Uno de los momentos más memorables que recuerdo de él fue una conversación que tuvimos en San José Pathuitz, en la selva Lacandona. Allí, mientras caminábamos por la espesa vegetación, Ron me mostró cómo la flora actual ya no era la original, y cómo la pérdida de los bosques de caoba había transformado radicalmente el paisaje. Me explicó que el origen de esos bosques podía seguirse hasta la sedimentación en una bahía de Venezuela, lo que revelaba un conocimiento impresionante sobre la ecología global y las conexiones entre los ecosistemas. Fue un ejemplo más de cómo Ron siempre lograba integrar lo local con lo global, y cómo su amor por la naturaleza iba de la mano con su compromiso por preservar las culturas indígenas.
Ron Nigh, como antropólogo, fue defensor incansable de los derechos de los pueblos indígenas y un amigo cercano. Sus ideas, su obra y su compromiso con la justicia social seguirán inspirando a muchos de nosotros. Su capacidad para entrelazar la antropología, la ecología y la educación intercultural fue un regalo para quienes tuvimos el privilegio de trabajar a su lado. Hoy, al recordar las conversaciones, las caminatas por la selva y los proyectos compartidos, no puedo más que agradecer por todo lo que aprendí de él.
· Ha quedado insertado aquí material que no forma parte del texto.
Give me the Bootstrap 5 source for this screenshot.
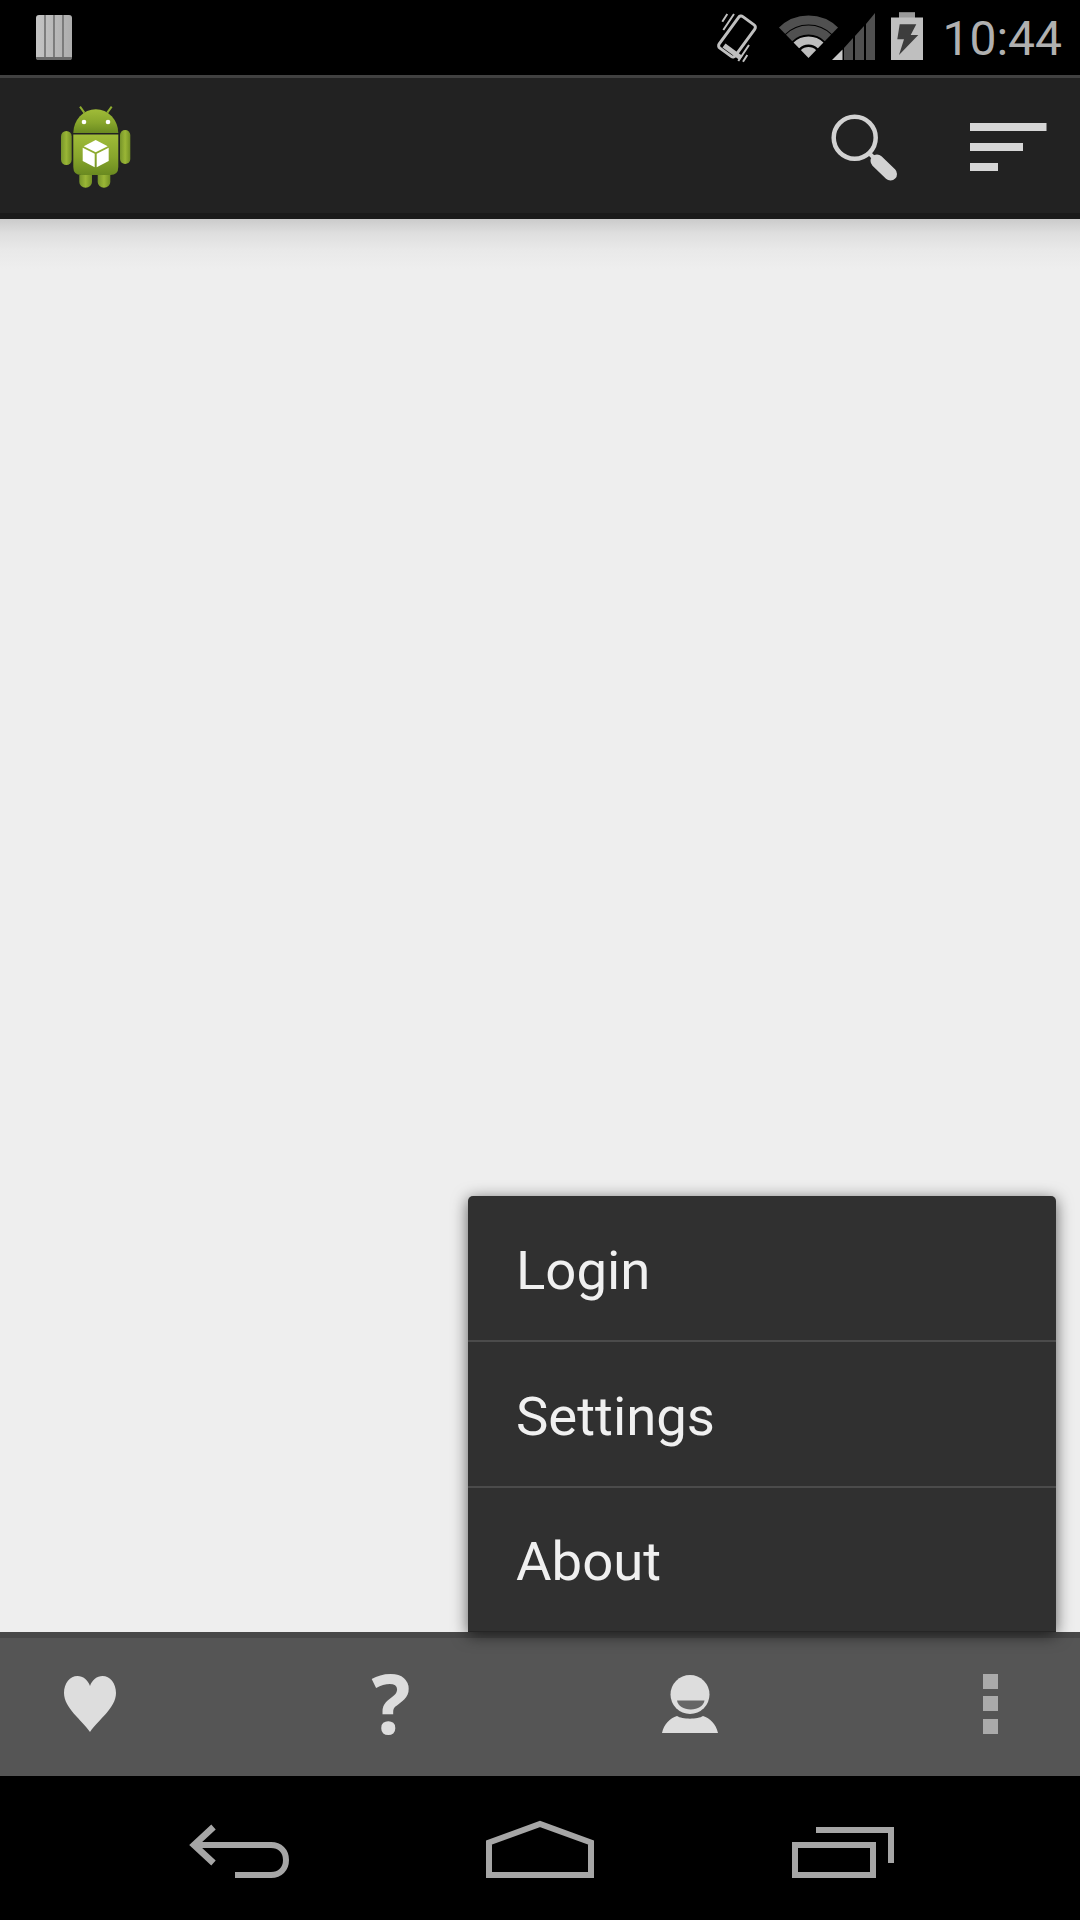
<!DOCTYPE html>
<html lang="en">
<head>
    <meta charset="UTF-8">
    <meta name="viewport" content="width=device-width, initial-scale=1.0">
    <title>Menu</title>
    <link href="https://cdn.jsdelivr.net/npm/bootstrap@5.3.0/dist/css/bootstrap.min.css" rel="stylesheet">
    <style>
        body { width: 1080px; height: 1920px; overflow: hidden; background: #000; font-family: Roboto, "Liberation Sans", sans-serif; }
        svg { display: block; }
        .status-bar { height: 75px; background: #000; padding-right: 18px; }
        .status-time { font-family: Roboto, sans-serif; font-weight: 400; font-size: 48px; line-height: 75px; color: #b0b0b0; margin-left: 3px; padding-top: 1px; }
        .action-bar { height: 144px; background: #222; border-top: 3px solid #414141; border-bottom: 6px solid #1a1a1a; }
        .page-area { background: #eee; }
        .page-shadow { height: 50px; background: linear-gradient(#cbcbcb, #dedede 28%, #e9e9e9 62%, #eee); }
        .bottom-bar { height: 144px; background: #555; border-top: 6px solid #484848; }
        .bar-btn { width: 180px; height: 138px; padding: 0; border: 0; border-radius: 0; }
        .help-mark { font-family: "Open Sans", sans-serif; font-weight: 700; font-size: 82px; line-height: 128px; padding: 0 0 10px 2px; color: #ddd; }
        .nav-bar { height: 144px; background: #000; padding: 0 150px; }
        .popup-menu { right: 24px; bottom: 288px; width: 588px; background: #303030; border-radius: 5px 5px 0 0; box-shadow: 0 3px 16px rgba(0, 0, 0, .62); z-index: 5; }
        .popup-menu .list-group-item { height: 146px; padding: 2px 48px 0; background: transparent; color: #f0f0f0; font-size: 54.5px; line-height: 144px; border: 0; border-bottom: 2px solid #4b4b4b; }
        .popup-menu .list-group-item:last-child { height: 144px; border-bottom: 1px solid #262626; line-height: 143px; }
    </style>
</head>
<body class="d-flex flex-column position-relative">
    <div class="status-bar d-flex align-items-start">
        <svg width="108" height="75" viewBox="0 0 108 75">
            <defs>
                <linearGradient id="cardGrad" x1="0" x2="1" y1="0" y2="0">
                    <stop offset="0" stop-color="#c4c4c4"/><stop offset="1" stop-color="#adadad"/>
                </linearGradient>
            </defs>
            <path d="M36 18q0-3 3-3h30q3 0 3 3v39l-1 3h-34l-1-3z" fill="url(#cardGrad)"/>
            <path d="M36 57h36l-1 3h-34z" fill="#6a6a6a"/>
            <path d="M45 15v42M54 15v42M63 15v42" stroke="#6e6e6e" stroke-width="1.6"/>
        </svg>
        <svg class="ms-auto" width="240" height="75" viewBox="700 0 240 75">
            <defs>
                <clipPath id="wifiClip"><path d="M809.500 58L764.500 11.500H854.500Z"/></clipPath>
            </defs>
            <g fill="none" stroke="#c0c0c0">
                <rect x="728" y="17" width="20" height="39" rx="3" transform="rotate(36 738 36.500)" stroke-width="3"/>
                <path d="M728.300 14L723.300 21.700M735 14L724.300 30M750 45L739.300 61M748.300 55L744 61.700" stroke-width="2"/>
                <path d="M725 45.500L742 58" stroke-width="5"/>
            </g>
            <g fill="none" clip-path="url(#wifiClip)">
                <circle cx="809.500" cy="58" r="38" stroke="#505050" stroke-width="9"/>
                <circle cx="809.500" cy="58" r="28" stroke="#505050" stroke-width="9"/>
                <circle cx="809.500" cy="58" r="17.500" stroke="#bdbdbd" stroke-width="8"/>
                <circle cx="809.500" cy="58" r="11" fill="#bdbdbd"/>
            </g>
            <path d="M833 60L843.500 49.500V60Z" fill="#c8c8c8"/>
            <path d="M845 48V60H854V38Z" fill="#505050"/>
            <path d="M856 36V60H865V26Z" fill="#505050"/>
            <path d="M867 24V60H876V13Z" fill="#505050"/>
            <path d="M900 12.500H916V17.500H924V60H892V17.500H900Z" fill="#bfbfbf"/>
            <path d="M900 12.500H916V17.500H900Z" fill="#999"/>
            <path d="M900.700 24.300H917.300L911.700 35H919.300L900 55L905 39.300H898.300Z" fill="#3d3d3d"/>
        </svg>
        <span class="status-time">10:44</span>
    </div>

    <div class="action-bar d-flex align-items-center">
        <svg width="180" height="135" viewBox="0 78 180 135">
            <defs>
                <linearGradient id="droidGrad" x1="0" x2="0" y1="0" y2="1">
                    <stop offset="0" stop-color="#a0bc38"/><stop offset=".55" stop-color="#88a62c"/><stop offset="1" stop-color="#6a8a20"/>
                </linearGradient>
                <linearGradient id="limbGrad" x1="0" x2="1" y1="0" y2="0">
                    <stop offset="0" stop-color="#76942a"/><stop offset=".5" stop-color="#9ab636"/><stop offset="1" stop-color="#728f24"/>
                </linearGradient>
            </defs>
            <path d="M80 106.700L84.300 112.700M111.700 106.700L107.300 112.700" stroke="#8fae30" stroke-width="2"/>
            <path d="M73.300 133A22.500 23.700 0 0 1 118.300 133Z" fill="url(#droidGrad)"/>
            <path d="M73.300 134.500H118.300V167q0 8-8 8H81.300q-8 0-8-8Z" fill="url(#droidGrad)"/>
            <rect x="61" y="131" width="10.700" height="34" rx="5.300" fill="url(#limbGrad)"/>
            <rect x="120" y="130" width="10.300" height="34" rx="5.100" fill="url(#limbGrad)"/>
            <path d="M79.300 175H92V182a6.300 5.700 0 0 1-12.700 0Z" fill="url(#limbGrad)"/>
            <path d="M97.700 175H110.300V182a6.300 5.700 0 0 1-12.600 0Z" fill="url(#limbGrad)"/>
            <circle cx="84" cy="122" r="2.300" fill="#fff"/>
            <circle cx="108" cy="122" r="2.300" fill="#fff"/>
            <path d="M95.700 140L107.700 146.300L95.700 152.300L83.700 146.300Z" fill="#fff"/>
            <path d="M82.700 147.800L94.700 153.800V167.200L82.700 161Z" fill="#fff"/>
            <path d="M108.700 147.800L96.700 153.800V167.200L108.700 161Z" fill="#fff"/>
        </svg>
        <svg class="ms-auto" width="120" height="135" viewBox="810 78 120 135">
            <circle cx="854.700" cy="137.700" r="21" fill="none" stroke="#d2d2d2" stroke-width="4.500"/>
            <path d="M869 153L875 159" stroke="#d2d2d2" stroke-width="4"/>
            <path d="M877 161L890.500 174" stroke="#d2d2d2" stroke-width="13" stroke-linecap="round"/>
        </svg>
        <svg width="150" height="135" viewBox="930 78 150 135">
            <path d="M970 123H1046.500V131H970ZM970 143H1023V151H970ZM970 163H998V171H970Z" fill="#d6d6d6"/>
        </svg>
    </div>

    <div class="page-area flex-grow-1">
        <div class="page-shadow"></div>
    </div>

    <div class="popup-menu position-absolute">
        <ul class="list-group list-group-flush">
            <li class="list-group-item">Login</li>
            <li class="list-group-item">Settings</li>
            <li class="list-group-item">About</li>
        </ul>
    </div>

    <div class="bottom-bar d-flex justify-content-between">
        <button class="btn bar-btn">
            <svg width="180" height="138" viewBox="0 1638 180 138">
                <path d="M90 1732C82 1720 64 1708 64 1693C64 1683 70 1676 77.500 1676C83 1676 88 1680 90 1686C92 1680 97 1676 102.500 1676C110 1676 116 1683 116 1693C116 1708 98 1720 90 1732Z" fill="#ddd"/>
            </svg>
        </button>
        <button class="btn bar-btn help-mark">?</button>
        <button class="btn bar-btn">
            <svg width="180" height="138" viewBox="600 1638 180 138">
                <circle cx="690" cy="1694.500" r="19.500" fill="#ddd"/>
                <path d="M677 1700.500H704.500C703.500 1706 698 1709.500 690.700 1709.500C683.500 1709.500 678 1706 677 1700.500Z" fill="#666"/>
                <path d="M662 1733C664 1724 670 1718 677 1716C682 1719.500 698 1719.500 703 1716C710 1718 716 1724 718 1733Z" fill="#ddd"/>
            </svg>
        </button>
        <button class="btn bar-btn">
            <svg width="180" height="138" viewBox="900 1638 180 138">
                <path d="M983 1674H998V1689H983ZM983 1696H998V1711H983ZM983 1719H998V1734H983Z" fill="#aaa"/>
            </svg>
        </button>
    </div>

    <div class="nav-bar d-flex justify-content-between">
        <svg width="180" height="144" viewBox="150 1776 180 144" fill="none" stroke="#a6a6a6" stroke-width="6">
            <path d="M193 1845H271C280 1845 286 1851 286 1860C286 1869 280 1875 271 1875H235"/>
            <path d="M213.500 1827L194 1845L213.500 1863" stroke-width="6.500"/>
        </svg>
        <svg width="180" height="144" viewBox="450 1776 180 144" fill="none" stroke="#a6a6a6" stroke-width="6">
            <path d="M489 1875V1842.500L540 1824L591 1842.500V1875Z"/>
        </svg>
        <svg width="180" height="144" viewBox="750 1776 180 144" fill="none" stroke="#a6a6a6" stroke-width="6">
            <rect x="795" y="1845" width="78" height="30"/>
            <path d="M816 1830H891V1863"/>
        </svg>
    </div>

    <script src="https://cdn.jsdelivr.net/npm/bootstrap@5.3.0/dist/js/bootstrap.bundle.min.js"></script>
</body>
</html>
La mejor manera de honrar su memoria es continuar su legado: seguir en la brega por una educación que respete los saberes locales, por una conservación ambiental que tenga en cuenta a las comunidades indígenas, y por un mundo más justo y equitativo para todos. Ron nos enseñó que la antropología no puede ser solo una disciplina de estudio, sino una práctica de vida que busque transformar realidades. Su legado vive en cada uno de nosotros y en cada proyecto que continúa abogando por los pueblos y la naturaleza que tanto defendió.